- _CHALLENGE_
Copy every line of the listing that holds the string "using".

(Rows from a dataset of pages and code)
+-------+

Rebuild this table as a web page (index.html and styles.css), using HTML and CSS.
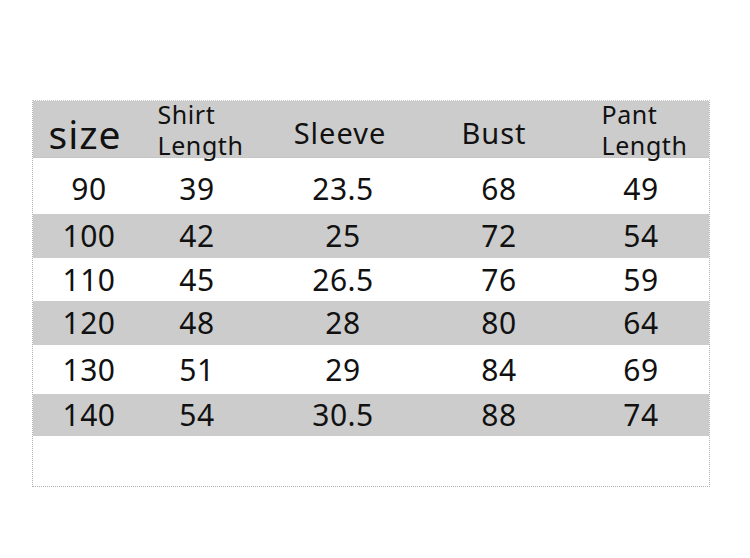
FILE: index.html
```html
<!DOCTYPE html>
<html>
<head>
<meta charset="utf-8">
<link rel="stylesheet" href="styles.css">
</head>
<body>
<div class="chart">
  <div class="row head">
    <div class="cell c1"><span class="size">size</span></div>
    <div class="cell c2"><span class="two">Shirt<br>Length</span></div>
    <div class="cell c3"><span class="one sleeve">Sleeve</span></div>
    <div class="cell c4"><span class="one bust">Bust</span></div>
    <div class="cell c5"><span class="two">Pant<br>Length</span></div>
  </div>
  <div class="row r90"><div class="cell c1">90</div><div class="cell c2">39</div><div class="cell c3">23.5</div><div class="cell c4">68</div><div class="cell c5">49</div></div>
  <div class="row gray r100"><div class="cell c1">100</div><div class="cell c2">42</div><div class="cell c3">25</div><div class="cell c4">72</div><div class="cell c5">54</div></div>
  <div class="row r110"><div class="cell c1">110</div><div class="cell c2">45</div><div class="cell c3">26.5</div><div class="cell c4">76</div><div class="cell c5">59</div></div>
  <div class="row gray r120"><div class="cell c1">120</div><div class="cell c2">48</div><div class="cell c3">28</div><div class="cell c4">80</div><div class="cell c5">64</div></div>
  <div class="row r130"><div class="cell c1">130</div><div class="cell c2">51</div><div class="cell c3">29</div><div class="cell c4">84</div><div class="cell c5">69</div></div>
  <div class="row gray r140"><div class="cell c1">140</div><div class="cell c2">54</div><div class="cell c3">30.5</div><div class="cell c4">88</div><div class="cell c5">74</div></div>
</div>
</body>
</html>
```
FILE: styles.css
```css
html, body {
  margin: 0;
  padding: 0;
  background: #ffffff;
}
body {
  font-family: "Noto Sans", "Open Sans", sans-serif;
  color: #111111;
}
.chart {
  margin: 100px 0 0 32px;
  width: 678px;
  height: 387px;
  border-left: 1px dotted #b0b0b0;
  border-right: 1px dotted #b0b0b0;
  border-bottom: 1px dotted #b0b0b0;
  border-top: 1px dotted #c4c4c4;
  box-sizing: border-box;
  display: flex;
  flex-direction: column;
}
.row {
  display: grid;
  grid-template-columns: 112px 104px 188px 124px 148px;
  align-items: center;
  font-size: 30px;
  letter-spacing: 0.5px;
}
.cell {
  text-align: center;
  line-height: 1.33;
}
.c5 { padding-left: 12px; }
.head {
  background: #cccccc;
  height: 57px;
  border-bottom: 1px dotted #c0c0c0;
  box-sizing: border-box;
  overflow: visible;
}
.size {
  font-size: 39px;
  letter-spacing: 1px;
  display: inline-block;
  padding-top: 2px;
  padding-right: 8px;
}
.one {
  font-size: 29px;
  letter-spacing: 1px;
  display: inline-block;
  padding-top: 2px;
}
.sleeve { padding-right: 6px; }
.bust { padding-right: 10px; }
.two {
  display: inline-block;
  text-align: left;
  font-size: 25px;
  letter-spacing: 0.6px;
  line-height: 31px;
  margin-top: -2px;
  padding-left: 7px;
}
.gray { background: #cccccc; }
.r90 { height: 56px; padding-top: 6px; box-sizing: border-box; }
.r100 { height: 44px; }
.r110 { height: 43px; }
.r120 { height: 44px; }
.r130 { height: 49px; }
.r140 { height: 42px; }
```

+-------+

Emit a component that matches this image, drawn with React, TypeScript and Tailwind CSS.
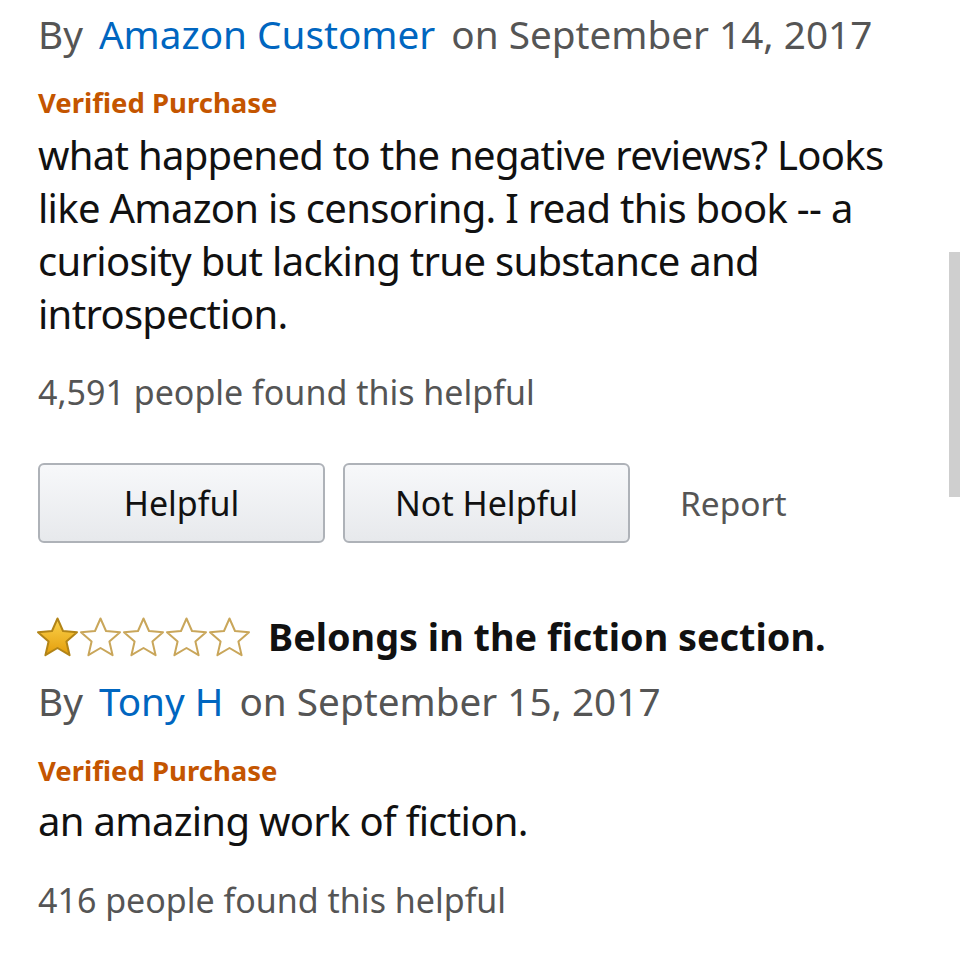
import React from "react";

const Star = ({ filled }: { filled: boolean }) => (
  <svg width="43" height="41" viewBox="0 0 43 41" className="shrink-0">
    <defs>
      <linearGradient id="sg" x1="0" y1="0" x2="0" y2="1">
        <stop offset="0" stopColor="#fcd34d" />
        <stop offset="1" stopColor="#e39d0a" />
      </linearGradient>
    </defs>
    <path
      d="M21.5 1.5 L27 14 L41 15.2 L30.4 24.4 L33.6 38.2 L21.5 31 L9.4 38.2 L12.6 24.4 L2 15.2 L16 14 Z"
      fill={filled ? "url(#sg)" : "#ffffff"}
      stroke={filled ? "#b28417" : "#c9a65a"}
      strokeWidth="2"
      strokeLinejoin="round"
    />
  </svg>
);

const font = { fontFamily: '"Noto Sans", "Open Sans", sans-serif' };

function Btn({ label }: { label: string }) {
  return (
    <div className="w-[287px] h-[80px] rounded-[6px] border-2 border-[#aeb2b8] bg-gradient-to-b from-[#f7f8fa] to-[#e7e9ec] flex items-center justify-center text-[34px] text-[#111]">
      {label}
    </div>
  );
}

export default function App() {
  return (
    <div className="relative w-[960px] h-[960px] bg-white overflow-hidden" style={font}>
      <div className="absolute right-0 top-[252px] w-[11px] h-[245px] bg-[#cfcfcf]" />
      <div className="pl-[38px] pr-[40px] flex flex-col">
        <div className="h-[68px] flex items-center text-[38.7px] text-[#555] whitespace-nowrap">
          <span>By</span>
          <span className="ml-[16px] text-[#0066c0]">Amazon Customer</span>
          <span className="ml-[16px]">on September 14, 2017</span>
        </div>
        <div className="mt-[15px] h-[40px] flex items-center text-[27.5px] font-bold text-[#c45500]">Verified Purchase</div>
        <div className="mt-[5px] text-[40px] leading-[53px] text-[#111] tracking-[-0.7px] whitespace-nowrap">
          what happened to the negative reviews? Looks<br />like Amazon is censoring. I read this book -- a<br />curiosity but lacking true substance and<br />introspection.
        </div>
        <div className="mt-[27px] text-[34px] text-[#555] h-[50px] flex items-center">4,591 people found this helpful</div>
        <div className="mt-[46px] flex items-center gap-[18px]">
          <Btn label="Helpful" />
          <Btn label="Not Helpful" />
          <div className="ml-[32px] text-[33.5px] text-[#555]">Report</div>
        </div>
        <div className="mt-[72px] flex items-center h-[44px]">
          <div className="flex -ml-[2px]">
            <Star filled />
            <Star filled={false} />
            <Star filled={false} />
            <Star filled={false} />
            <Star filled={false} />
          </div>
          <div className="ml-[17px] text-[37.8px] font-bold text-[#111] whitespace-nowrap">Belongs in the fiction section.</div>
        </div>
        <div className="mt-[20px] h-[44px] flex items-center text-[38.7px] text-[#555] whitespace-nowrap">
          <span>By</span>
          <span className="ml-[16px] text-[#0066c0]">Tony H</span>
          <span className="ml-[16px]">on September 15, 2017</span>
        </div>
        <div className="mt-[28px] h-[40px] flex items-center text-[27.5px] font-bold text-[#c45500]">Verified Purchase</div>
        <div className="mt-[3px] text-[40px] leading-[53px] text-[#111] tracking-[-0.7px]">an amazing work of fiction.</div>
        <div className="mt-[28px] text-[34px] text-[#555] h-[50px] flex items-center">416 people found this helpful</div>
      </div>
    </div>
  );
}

+-------+

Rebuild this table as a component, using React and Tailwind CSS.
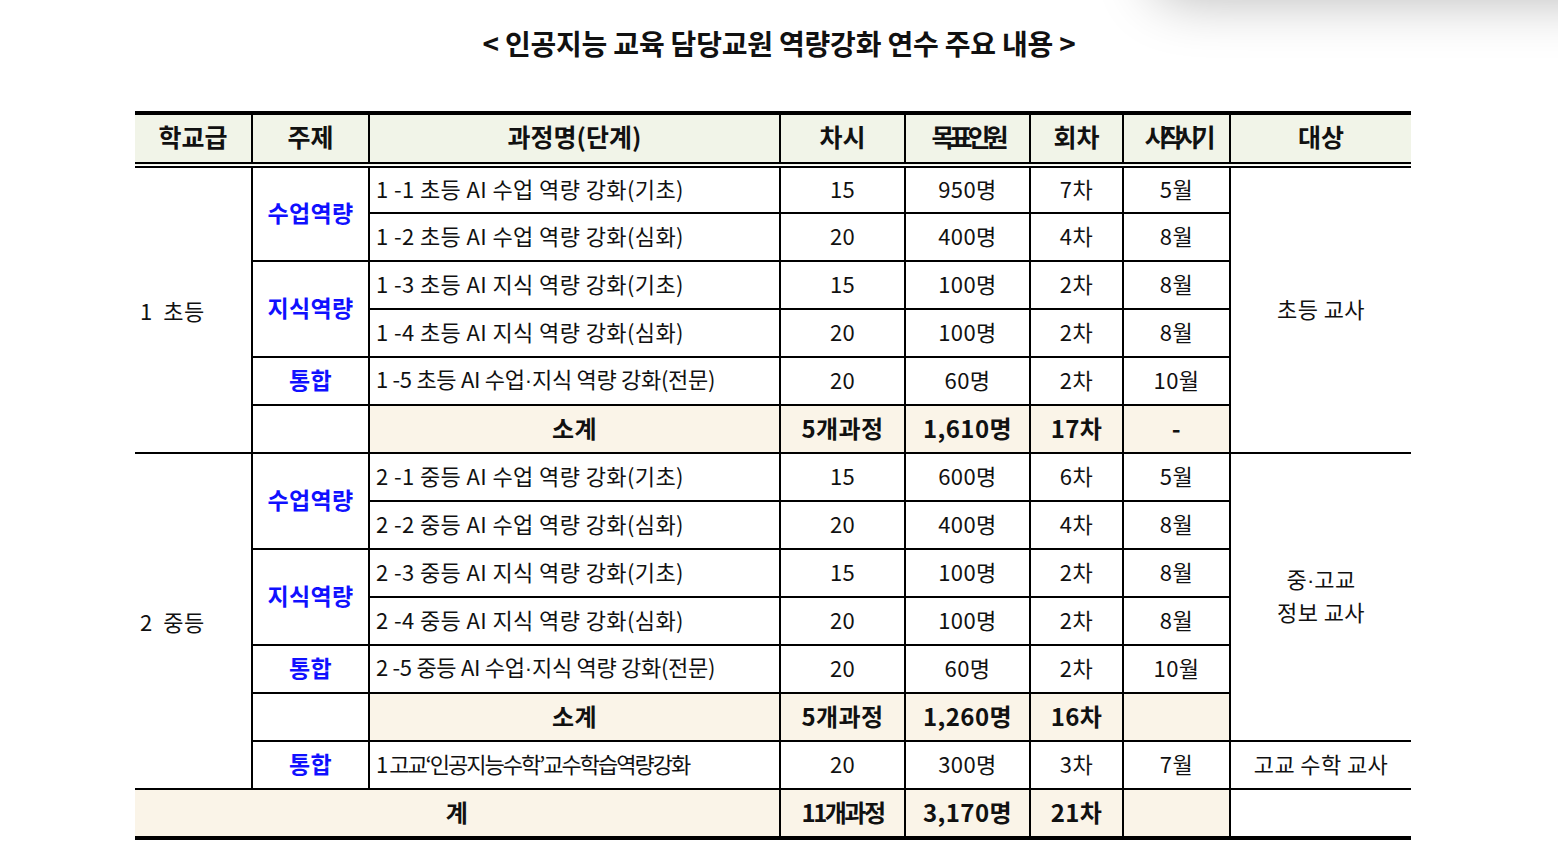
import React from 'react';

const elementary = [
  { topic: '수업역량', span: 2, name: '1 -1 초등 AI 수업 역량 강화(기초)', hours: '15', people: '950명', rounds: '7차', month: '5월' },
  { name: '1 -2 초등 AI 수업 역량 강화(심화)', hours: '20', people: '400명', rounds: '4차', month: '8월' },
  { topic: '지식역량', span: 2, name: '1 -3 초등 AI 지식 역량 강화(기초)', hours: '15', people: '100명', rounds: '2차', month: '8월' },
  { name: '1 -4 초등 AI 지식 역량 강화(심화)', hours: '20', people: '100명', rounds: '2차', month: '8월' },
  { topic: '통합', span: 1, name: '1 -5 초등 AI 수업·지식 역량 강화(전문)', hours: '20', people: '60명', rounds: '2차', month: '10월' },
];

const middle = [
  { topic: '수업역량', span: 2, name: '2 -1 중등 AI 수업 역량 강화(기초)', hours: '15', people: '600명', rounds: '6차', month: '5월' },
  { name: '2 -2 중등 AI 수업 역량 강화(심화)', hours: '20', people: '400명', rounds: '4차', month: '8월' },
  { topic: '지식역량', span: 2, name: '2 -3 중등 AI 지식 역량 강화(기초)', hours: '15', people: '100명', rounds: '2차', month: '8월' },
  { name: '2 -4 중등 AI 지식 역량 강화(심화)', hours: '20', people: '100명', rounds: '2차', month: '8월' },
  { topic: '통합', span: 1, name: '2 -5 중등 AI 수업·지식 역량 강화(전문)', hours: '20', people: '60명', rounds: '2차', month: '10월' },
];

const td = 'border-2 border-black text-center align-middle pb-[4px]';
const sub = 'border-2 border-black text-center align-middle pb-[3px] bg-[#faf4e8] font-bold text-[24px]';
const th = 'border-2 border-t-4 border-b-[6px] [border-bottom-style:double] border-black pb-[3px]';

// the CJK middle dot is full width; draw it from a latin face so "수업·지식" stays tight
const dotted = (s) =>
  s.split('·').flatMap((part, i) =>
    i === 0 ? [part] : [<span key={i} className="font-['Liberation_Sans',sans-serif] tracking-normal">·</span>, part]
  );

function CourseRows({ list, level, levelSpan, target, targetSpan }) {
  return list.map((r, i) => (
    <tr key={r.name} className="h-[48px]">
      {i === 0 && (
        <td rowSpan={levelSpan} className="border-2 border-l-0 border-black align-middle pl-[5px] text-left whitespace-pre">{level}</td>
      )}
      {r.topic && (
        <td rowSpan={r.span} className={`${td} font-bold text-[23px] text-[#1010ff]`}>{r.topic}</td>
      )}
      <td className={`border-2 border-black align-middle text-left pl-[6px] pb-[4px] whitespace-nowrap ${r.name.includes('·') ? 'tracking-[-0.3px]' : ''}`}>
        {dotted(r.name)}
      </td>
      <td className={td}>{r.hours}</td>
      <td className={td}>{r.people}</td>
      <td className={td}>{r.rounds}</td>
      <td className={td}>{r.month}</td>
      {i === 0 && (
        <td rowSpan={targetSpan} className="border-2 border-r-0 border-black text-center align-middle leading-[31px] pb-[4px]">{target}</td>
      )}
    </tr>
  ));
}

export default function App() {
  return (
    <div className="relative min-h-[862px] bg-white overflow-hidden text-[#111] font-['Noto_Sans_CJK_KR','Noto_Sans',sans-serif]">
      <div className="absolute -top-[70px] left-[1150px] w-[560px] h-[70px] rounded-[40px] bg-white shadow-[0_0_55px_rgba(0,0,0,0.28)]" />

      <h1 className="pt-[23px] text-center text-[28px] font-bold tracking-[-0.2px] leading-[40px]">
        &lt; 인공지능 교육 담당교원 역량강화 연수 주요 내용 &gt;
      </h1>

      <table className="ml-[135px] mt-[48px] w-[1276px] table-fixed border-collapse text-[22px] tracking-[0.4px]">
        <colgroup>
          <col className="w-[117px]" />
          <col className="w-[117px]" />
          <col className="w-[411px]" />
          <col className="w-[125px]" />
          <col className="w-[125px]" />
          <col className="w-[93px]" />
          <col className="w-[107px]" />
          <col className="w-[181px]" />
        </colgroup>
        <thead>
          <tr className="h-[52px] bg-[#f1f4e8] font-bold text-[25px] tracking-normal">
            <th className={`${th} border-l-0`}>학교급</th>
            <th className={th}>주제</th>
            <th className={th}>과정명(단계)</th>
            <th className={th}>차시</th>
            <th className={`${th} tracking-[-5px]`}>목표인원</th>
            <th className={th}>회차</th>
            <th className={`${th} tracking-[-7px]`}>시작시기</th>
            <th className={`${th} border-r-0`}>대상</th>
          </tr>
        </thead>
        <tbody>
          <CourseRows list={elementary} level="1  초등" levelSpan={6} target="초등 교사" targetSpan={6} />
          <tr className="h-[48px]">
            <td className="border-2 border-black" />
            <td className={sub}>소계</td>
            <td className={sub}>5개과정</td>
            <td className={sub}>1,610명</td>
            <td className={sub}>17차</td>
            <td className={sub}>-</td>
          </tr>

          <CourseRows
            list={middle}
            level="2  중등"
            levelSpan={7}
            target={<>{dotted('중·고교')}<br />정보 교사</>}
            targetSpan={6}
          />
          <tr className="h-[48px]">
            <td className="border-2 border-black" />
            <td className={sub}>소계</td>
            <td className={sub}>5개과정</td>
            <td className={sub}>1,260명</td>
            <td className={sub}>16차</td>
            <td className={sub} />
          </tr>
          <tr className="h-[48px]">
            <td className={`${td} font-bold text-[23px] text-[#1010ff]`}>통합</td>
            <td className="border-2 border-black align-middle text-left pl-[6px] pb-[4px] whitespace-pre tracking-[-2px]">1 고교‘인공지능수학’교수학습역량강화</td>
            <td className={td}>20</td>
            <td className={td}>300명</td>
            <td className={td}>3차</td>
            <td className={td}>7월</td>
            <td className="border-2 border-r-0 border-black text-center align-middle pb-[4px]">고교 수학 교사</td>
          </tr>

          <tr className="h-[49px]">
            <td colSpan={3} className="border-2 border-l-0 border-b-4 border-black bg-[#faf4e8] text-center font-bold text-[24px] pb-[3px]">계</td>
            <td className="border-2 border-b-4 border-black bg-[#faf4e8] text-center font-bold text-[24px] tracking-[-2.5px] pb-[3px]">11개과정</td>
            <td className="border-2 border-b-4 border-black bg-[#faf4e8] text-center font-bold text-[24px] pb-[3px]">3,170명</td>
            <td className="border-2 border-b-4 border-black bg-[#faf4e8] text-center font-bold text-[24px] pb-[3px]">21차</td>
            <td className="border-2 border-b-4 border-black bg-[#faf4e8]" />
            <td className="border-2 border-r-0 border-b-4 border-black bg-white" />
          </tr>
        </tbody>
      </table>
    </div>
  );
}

+-------+

- _FULL RESPONSE_
Rebuild this table as a web page (index.html and styles.css), using HTML and CSS.
Rebuild this table as a component, using React and Tailwind CSS.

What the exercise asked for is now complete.